* Given instruction:
In this exercise, return the whole listing exactly, excluding any images.
───── Dataset extract
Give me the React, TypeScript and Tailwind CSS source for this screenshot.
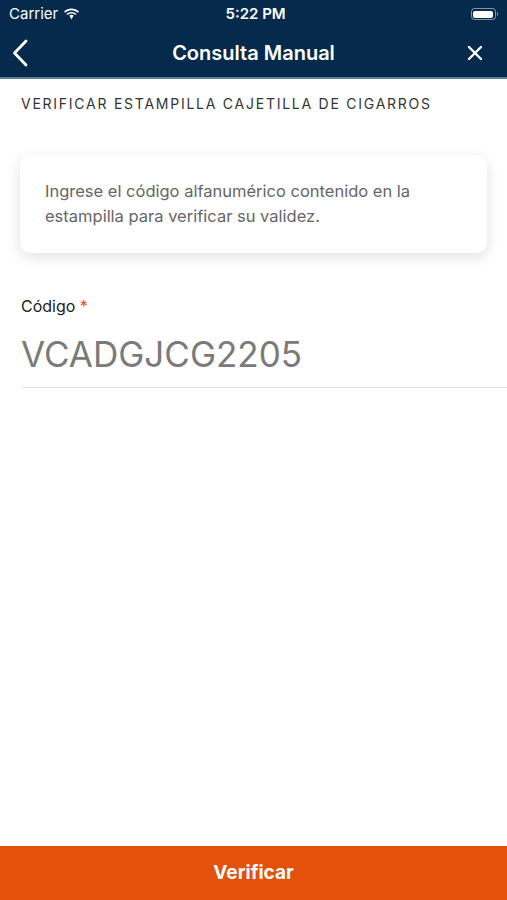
import React from 'react'
import { X } from 'lucide-react'

const font = { fontFamily: '"Inter", "Liberation Sans", Arial, sans-serif' }

function Wifi() {
  return (
    <svg width="17" height="12" viewBox="0 0 17 12" fill="white">
      <path d="M8.5 2.2c2.4 0 4.6.9 6.3 2.5l1.2-1.2C14 1.6 11.4.5 8.5.5S3 1.6 1 3.5l1.2 1.2C3.9 3.1 6.1 2.2 8.5 2.2z" />
      <path d="M8.5 5.6c1.5 0 2.8.5 3.9 1.5l1.2-1.2C12.2 4.6 10.4 3.9 8.5 3.9S4.8 4.6 3.4 5.9l1.2 1.2c1.1-1 2.4-1.5 3.9-1.5z" />
      <path d="M6.4 7.6 8.5 11.5 10.6 7.6C10 7.1 9.3 6.8 8.5 6.8S7 7.1 6.4 7.6z" />
    </svg>
  )
}

function Battery() {
  return (
    <div className="flex items-center">
      <div className="w-[25px] h-[12px] rounded-[3.5px] border border-white/50 p-[1.5px]">
        <div className="w-full h-full rounded-[2px] bg-white" />
      </div>
      <div className="w-[1.5px] h-[4px] rounded-r bg-white/50 ml-[1px]" />
    </div>
  )
}

function Back() {
  return (
    <svg width="16" height="28" viewBox="0 0 16 28" fill="none" stroke="white" strokeWidth="2.8" strokeLinecap="round" strokeLinejoin="round">
      <path d="M14 2 2.5 14 14 26" />
    </svg>
  )
}

export default function App() {
  return (
    <div className="w-[507px] h-[900px] bg-white flex flex-col" style={font}>
      <header className="bg-[#052a4b] border-b-2 border-[#9bb6c6]/60">
        <div className="h-[28px] flex items-center justify-between px-[9px] text-white">
          <div className="flex items-center gap-[5px] text-[15px]">
            <span>Carrier</span>
            <Wifi />
          </div>
          <div className="text-[15px] font-semibold">5:22 PM</div>
          <div className="w-[67px] flex justify-end">
            <Battery />
          </div>
        </div>
        <div className="h-[49px] grid grid-cols-[70px_1fr_70px] items-center text-white">
          <div className="pl-[12px]">
            <Back />
          </div>
          <h1 className="text-[20px] font-semibold text-center">Consulta Manual</h1>
          <div className="flex justify-end pr-[20px]">
            <X size={24} strokeWidth={2.4} />
          </div>
        </div>
      </header>

      <main className="flex-1 flex flex-col">
        <div className="px-[21px] pt-[14px] text-[14px] tracking-[0.125em] text-[#333]">
          VERIFICAR ESTAMPILLA CAJETILLA DE CIGARROS
        </div>

        <div className="mx-[20px] mt-[41px] rounded-[10px] bg-white shadow-[0_4px_14px_rgba(0,0,0,0.12)] px-[25px] py-[24px] text-[16.5px] leading-[25px] text-[#666]">
          Ingrese el código alfanumérico contenido en la
          <br />
          estampilla para verificar su validez.
        </div>

        <div className="pl-[21px] mt-[41px]">
          <div className="text-[16px] text-[#222]">
            Código <span className="text-[#e4510a]">*</span>
          </div>
          <div className="mt-[10px] pb-[6px] border-b border-[#e5e5e5] text-[35px] text-[#7a7a7a]">
            VCADGJCG2205
          </div>
        </div>
      </main>

      <button className="h-[54px] bg-[#e4510a] text-white text-[19px] font-bold">
        Verificar
      </button>
    </div>
  )
}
──────────
* Written answer:
Give me the React, TypeScript and Tailwind CSS source for this screenshot.
import React from 'react'
import { X } from 'lucide-react'

const font = { fontFamily: '"Inter", "Liberation Sans", Arial, sans-serif' }

function Wifi() {
  return (
    <svg width="17" height="12" viewBox="0 0 17 12" fill="white">
      <path d="M8.5 2.2c2.4 0 4.6.9 6.3 2.5l1.2-1.2C14 1.6 11.4.5 8.5.5S3 1.6 1 3.5l1.2 1.2C3.9 3.1 6.1 2.2 8.5 2.2z" />
      <path d="M8.5 5.6c1.5 0 2.8.5 3.9 1.5l1.2-1.2C12.2 4.6 10.4 3.9 8.5 3.9S4.8 4.6 3.4 5.9l1.2 1.2c1.1-1 2.4-1.5 3.9-1.5z" />
      <path d="M6.4 7.6 8.5 11.5 10.6 7.6C10 7.1 9.3 6.8 8.5 6.8S7 7.1 6.4 7.6z" />
    </svg>
  )
}

function Battery() {
  return (
    <div className="flex items-center">
      <div className="w-[25px] h-[12px] rounded-[3.5px] border border-white/50 p-[1.5px]">
        <div className="w-full h-full rounded-[2px] bg-white" />
      </div>
      <div className="w-[1.5px] h-[4px] rounded-r bg-white/50 ml-[1px]" />
    </div>
  )
}

function Back() {
  return (
    <svg width="16" height="28" viewBox="0 0 16 28" fill="none" stroke="white" strokeWidth="2.8" strokeLinecap="round" strokeLinejoin="round">
      <path d="M14 2 2.5 14 14 26" />
    </svg>
  )
}

export default function App() {
  return (
    <div className="w-[507px] h-[900px] bg-white flex flex-col" style={font}>
      <header className="bg-[#052a4b] border-b-2 border-[#9bb6c6]/60">
        <div className="h-[28px] flex items-center justify-between px-[9px] text-white">
          <div className="flex items-center gap-[5px] text-[15px]">
            <span>Carrier</span>
            <Wifi />
          </div>
          <div className="text-[15px] font-semibold">5:22 PM</div>
          <div className="w-[67px] flex justify-end">
            <Battery />
          </div>
        </div>
        <div className="h-[49px] grid grid-cols-[70px_1fr_70px] items-center text-white">
          <div className="pl-[12px]">
            <Back />
          </div>
          <h1 className="text-[20px] font-semibold text-center">Consulta Manual</h1>
          <div className="flex justify-end pr-[20px]">
            <X size={24} strokeWidth={2.4} />
          </div>
        </div>
      </header>

      <main className="flex-1 flex flex-col">
        <div className="px-[21px] pt-[14px] text-[14px] tracking-[0.125em] text-[#333]">
          VERIFICAR ESTAMPILLA CAJETILLA DE CIGARROS
        </div>

        <div className="mx-[20px] mt-[41px] rounded-[10px] bg-white shadow-[0_4px_14px_rgba(0,0,0,0.12)] px-[25px] py-[24px] text-[16.5px] leading-[25px] text-[#666]">
          Ingrese el código alfanumérico contenido en la
          <br />
          estampilla para verificar su validez.
        </div>

        <div className="pl-[21px] mt-[41px]">
          <div className="text-[16px] text-[#222]">
            Código <span className="text-[#e4510a]">*</span>
          </div>
          <div className="mt-[10px] pb-[6px] border-b border-[#e5e5e5] text-[35px] text-[#7a7a7a]">
            VCADGJCG2205
          </div>
        </div>
      </main>

      <button className="h-[54px] bg-[#e4510a] text-white text-[19px] font-bold">
        Verificar
      </button>
    </div>
  )
}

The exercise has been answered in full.